--- start Items ---

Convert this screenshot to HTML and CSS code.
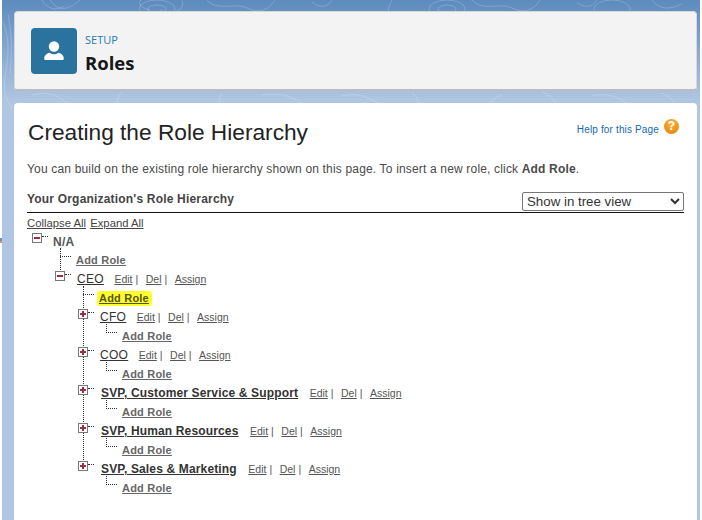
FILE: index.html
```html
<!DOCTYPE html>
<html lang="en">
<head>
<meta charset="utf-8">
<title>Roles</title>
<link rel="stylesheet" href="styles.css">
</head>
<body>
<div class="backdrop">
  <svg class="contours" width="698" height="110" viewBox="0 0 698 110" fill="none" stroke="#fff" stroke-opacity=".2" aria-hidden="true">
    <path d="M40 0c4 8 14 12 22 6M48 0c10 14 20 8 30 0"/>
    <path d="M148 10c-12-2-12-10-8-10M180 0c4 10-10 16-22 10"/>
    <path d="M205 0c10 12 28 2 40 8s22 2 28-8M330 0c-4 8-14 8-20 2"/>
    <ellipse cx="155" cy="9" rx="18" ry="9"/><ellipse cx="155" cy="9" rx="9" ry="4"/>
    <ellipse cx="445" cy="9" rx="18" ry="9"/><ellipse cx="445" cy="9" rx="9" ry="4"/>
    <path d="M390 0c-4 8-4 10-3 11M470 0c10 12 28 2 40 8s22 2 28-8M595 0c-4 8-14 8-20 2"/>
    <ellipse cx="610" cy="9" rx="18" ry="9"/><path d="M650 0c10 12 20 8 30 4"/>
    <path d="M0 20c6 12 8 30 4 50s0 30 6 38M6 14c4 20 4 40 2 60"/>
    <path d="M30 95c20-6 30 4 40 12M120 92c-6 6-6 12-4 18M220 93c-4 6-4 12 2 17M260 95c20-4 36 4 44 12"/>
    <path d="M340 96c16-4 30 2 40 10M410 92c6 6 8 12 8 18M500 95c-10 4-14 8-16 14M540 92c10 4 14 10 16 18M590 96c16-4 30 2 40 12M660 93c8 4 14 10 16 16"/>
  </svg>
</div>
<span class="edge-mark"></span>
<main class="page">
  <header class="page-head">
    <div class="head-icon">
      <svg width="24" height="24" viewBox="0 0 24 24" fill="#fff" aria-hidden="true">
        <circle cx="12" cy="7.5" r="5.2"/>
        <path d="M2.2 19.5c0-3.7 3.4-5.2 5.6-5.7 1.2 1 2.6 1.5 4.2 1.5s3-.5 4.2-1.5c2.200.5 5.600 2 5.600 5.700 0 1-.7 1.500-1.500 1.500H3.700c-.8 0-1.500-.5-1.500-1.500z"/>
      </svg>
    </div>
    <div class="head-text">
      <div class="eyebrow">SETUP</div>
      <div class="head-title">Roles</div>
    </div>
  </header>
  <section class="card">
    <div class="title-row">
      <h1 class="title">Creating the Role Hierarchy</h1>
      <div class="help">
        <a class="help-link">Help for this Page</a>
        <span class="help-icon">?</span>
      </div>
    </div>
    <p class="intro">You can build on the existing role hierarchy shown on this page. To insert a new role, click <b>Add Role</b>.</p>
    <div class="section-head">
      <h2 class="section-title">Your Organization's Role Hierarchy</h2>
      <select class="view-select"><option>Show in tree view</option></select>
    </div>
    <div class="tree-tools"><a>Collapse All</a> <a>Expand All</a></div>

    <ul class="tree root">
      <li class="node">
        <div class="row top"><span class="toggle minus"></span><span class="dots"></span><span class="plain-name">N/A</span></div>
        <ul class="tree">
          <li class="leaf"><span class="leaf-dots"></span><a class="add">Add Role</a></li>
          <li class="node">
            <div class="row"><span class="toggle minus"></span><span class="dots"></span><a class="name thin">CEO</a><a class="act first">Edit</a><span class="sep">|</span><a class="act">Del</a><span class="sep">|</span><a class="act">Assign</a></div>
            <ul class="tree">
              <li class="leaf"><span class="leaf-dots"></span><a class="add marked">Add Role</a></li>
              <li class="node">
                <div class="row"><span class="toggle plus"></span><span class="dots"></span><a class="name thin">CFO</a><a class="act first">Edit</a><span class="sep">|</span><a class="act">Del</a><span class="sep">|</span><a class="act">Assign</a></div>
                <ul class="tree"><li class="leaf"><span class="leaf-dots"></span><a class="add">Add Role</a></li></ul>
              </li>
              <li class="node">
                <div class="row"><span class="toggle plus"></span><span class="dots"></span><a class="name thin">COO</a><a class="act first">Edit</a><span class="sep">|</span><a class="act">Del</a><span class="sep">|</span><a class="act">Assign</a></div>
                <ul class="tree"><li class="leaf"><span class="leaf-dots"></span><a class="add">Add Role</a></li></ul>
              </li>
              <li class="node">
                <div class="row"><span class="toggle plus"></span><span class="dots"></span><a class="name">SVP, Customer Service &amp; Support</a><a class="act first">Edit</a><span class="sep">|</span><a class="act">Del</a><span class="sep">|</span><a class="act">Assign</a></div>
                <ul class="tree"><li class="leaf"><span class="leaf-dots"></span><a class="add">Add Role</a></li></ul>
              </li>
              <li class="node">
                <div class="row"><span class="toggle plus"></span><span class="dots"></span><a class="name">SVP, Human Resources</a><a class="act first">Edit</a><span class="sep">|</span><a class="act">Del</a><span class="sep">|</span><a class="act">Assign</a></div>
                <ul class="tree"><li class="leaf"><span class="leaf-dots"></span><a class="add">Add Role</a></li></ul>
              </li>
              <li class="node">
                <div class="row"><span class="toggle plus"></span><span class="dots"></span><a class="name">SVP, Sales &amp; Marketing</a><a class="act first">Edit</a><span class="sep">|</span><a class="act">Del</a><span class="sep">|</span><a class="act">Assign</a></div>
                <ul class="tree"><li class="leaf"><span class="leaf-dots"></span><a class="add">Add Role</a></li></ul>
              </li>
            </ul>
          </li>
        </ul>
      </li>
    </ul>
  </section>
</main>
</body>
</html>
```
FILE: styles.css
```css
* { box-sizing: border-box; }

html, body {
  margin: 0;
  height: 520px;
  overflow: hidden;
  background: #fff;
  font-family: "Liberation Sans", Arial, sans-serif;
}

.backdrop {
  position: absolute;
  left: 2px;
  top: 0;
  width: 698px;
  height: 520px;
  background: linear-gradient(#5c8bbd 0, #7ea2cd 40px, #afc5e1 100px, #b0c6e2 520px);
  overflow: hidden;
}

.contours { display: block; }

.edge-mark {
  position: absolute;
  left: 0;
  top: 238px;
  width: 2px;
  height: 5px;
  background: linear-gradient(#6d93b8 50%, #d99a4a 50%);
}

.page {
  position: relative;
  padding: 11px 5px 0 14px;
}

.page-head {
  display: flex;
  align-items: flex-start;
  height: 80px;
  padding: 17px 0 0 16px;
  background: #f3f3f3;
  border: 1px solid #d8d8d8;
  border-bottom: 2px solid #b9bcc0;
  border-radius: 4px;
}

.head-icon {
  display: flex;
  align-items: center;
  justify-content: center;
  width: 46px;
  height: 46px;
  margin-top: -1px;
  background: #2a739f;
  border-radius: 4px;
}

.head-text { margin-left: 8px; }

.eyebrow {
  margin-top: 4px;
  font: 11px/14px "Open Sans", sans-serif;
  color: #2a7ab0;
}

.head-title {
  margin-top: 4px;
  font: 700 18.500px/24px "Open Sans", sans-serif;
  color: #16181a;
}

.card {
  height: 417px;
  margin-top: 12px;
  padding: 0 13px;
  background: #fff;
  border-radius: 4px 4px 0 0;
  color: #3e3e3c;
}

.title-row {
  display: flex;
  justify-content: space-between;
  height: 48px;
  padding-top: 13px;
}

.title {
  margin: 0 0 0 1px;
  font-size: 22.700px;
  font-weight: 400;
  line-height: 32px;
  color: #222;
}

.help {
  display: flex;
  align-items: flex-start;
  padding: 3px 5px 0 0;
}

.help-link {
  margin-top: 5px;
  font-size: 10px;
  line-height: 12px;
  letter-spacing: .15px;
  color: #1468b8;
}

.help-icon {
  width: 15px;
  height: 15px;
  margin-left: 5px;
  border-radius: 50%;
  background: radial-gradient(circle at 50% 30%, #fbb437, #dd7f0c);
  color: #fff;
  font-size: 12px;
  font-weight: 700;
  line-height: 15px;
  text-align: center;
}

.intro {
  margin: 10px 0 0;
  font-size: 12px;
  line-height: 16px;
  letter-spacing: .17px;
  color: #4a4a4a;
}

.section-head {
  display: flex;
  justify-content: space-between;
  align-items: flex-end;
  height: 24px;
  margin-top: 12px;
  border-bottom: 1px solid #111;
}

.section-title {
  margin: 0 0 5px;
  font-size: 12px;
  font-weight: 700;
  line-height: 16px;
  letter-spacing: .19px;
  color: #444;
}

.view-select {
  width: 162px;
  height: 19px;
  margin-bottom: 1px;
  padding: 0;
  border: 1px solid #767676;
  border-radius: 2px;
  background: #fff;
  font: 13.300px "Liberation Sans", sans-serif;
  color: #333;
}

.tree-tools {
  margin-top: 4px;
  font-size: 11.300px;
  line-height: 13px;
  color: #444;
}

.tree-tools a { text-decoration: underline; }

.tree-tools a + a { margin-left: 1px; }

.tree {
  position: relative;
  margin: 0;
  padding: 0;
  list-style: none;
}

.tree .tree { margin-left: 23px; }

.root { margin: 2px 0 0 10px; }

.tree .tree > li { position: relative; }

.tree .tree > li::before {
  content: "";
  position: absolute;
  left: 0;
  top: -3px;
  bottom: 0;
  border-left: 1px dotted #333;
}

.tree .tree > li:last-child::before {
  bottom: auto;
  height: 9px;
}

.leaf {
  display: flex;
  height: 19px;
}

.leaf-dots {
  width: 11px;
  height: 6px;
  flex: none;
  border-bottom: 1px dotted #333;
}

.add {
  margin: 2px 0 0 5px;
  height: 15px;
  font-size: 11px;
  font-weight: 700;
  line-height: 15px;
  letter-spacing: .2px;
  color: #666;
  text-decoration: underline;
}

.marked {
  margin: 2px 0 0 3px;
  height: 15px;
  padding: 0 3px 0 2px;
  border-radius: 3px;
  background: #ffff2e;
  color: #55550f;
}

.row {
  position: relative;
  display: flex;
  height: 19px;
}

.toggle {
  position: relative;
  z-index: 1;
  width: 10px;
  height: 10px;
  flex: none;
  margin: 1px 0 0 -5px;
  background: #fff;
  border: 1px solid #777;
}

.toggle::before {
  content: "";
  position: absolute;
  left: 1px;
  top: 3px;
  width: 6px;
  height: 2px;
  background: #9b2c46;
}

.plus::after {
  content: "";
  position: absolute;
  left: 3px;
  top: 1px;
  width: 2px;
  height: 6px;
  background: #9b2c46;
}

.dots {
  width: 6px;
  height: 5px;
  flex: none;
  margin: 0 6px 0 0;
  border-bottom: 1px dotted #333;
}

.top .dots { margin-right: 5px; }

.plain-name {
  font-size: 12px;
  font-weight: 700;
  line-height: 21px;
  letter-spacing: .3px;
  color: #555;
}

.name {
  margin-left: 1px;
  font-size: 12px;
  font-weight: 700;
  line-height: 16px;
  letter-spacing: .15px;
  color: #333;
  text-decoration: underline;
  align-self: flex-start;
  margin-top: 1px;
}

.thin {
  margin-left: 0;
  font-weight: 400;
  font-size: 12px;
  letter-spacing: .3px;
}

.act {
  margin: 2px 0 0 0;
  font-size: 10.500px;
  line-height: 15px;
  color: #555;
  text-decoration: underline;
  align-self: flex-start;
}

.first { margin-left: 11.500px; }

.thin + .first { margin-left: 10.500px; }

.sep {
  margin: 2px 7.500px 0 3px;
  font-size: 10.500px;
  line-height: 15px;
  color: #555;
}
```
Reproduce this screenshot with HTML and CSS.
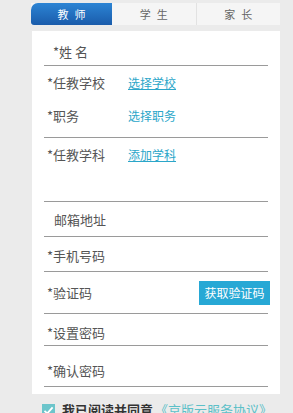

--- end Items ---

* _Task details_: Show all lines in the entries above where the string "screenshot" appears.

* _Reply_:
Convert this screenshot to HTML and CSS code.
Reproduce this screenshot with HTML and CSS.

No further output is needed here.